Watch brands with a weblog
Most watch brands are present on Facebook these days. While most brands hardly make the most of social media, some brands (or watchmakers) really use these new media to share more than just a press release.
Social media are becoming an important factor in communications. Not only in personal communications, but also businesses blend in and use these communication channels. When internet arose, most watch brands didn’t hurry to get an online appearance. Years later, when social media are booming, the same thing happens. Most watch brands do have a Facebook page by now. In 2008, Cartier was the watch brand with the most ‘fans’, almost 10,000. Today they have no less than 37,000 Facebook ‘fans’. The big question however is if they use this medium to really interact with their Facebook ‘fans’?
Especially among independent watchmakers, Facebook has become a well used medium. Independents don’t have the media budget like the big brands, so it’s smart they found their way to alternative communication channels and inform watch aficionados about new watches and other interesting developments.
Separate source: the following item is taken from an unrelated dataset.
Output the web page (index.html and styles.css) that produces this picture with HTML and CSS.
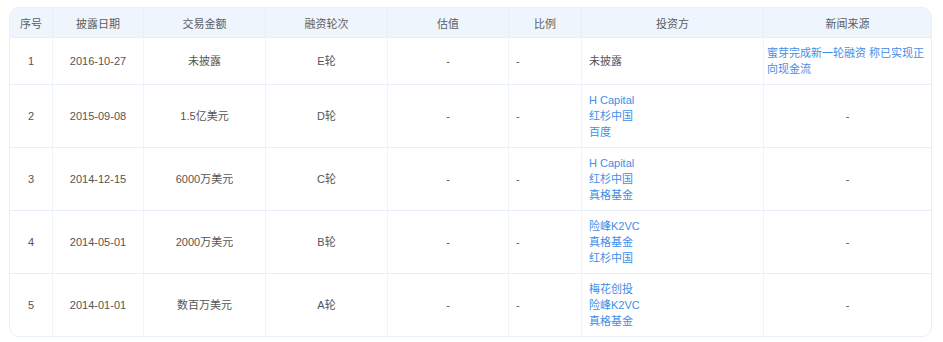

Blogging another way of communication, maybe a more personal way of expressing yourself than what brands do on Facebook. Three brands, all independents, have a blog where they share more information than watch related info…
Max Busser of MB&F shares some remarkable things about environment friendly new developments, art and other things that stand out of the crowd and Max likes to share. Check out his personal notes he shares through theparrallel world section of the MB&F website. Personally I was amazed to see the photos of the Niagara Falls… frozen!
Ochs und Junior is a collaboration between Ludwig Oechslin, Beat Weinman, Paul Gerber and several more people who’s contribution to the Och und Junior watches is essential. The creation of smart, innovative and renewing watch-technologies is what they do and through the Ochsenblog they share how things are done. I especially enjoy the drawing of Sjoerd van Rooijen’s cartoons and Bea Weinman’s photos a lot.
Jorn Werdelin and Morten Linde, the two men behind (of course) Linde Werdelin, share their ideas through The Lab. According to their own statement. The Lab is where creative thoughts flow. They say it’s an inspiring window to the Linde Werdelin universe where creative and thought-provoking ideas come and go and where some of these ideas turn into Linde Werdelin creations. Now that sounds good, doesn’t it? Check it out yourself 🙂
Very nice post. Something has changed in the last months: luxury brands follow the path of social networks ’cause they find sharing and get in contact it’s a better way to “leave” their image at highs like the goods they sell.
Brands like Cartier or even more like Hublot (as I’m writing 173.673 fans) reached a so higher number of FB followers ’cause maybe the mass which is not so deeply interested in watches as connoisseurs prefers this kind of microblogging. A couple of words with a final question.
Think brands should do both for reaching all the market share: socials and blog. But as you well know maintaining a blog it’s more expensive – in human resources – than the first option…
Thanx Massimo. Good point about the high number of FB fans and the microblogging. It’s a ‘light’ version that somehow seems to suit the modern ways of communication very well and probably also let’s people show their friends what they are into. If these people are really interested in the horological side of the story might be something different. And if these people own a Cartier or Hublot or are potential buyers is probably another thing 😉
Interesting read Frank.
It amazes me how high Cartier scores and how low Rolex.
I doubt if FB is the media to go for these two brands.
Their webpage should be the place to find everything.
Unfortunatrly the Cartier website is useless and too much bad use of flash.
For independents Facebook is a great media since these companies have such a closer contact with their customers/fans.
@Geo… I agree with you, the Cartier website is a drama to navigate and my Mac doesn’t like the flash website either.
You’re right independents have close contacts with their customers/fans and FB is a perfect medium for this. Cartier (and most other big brands) have build a huge network of retailers through the years, who have the contacts with the customers.
Personally I doubt this is still the best way to be in touch with their customers. For instance, if a problem arises internet as a medium provides much faster answer than most AD’s. I think it’s time for these brands to use the advantages of internet, in stead of using it as a digital catalog.
I didn’t try for all the brands listed in the graph, however for Rolex f.i. I can’t find an official FB page; could you submit their FB URL?
@Gerard… the Facebook fan numbers is are not numbers I collected (i’ve got another job) so i also just checked and cannot find an official Rolex FB page. There is however a Rolex FB page (as said, it does not look like an official one) with more than 90,000 fans.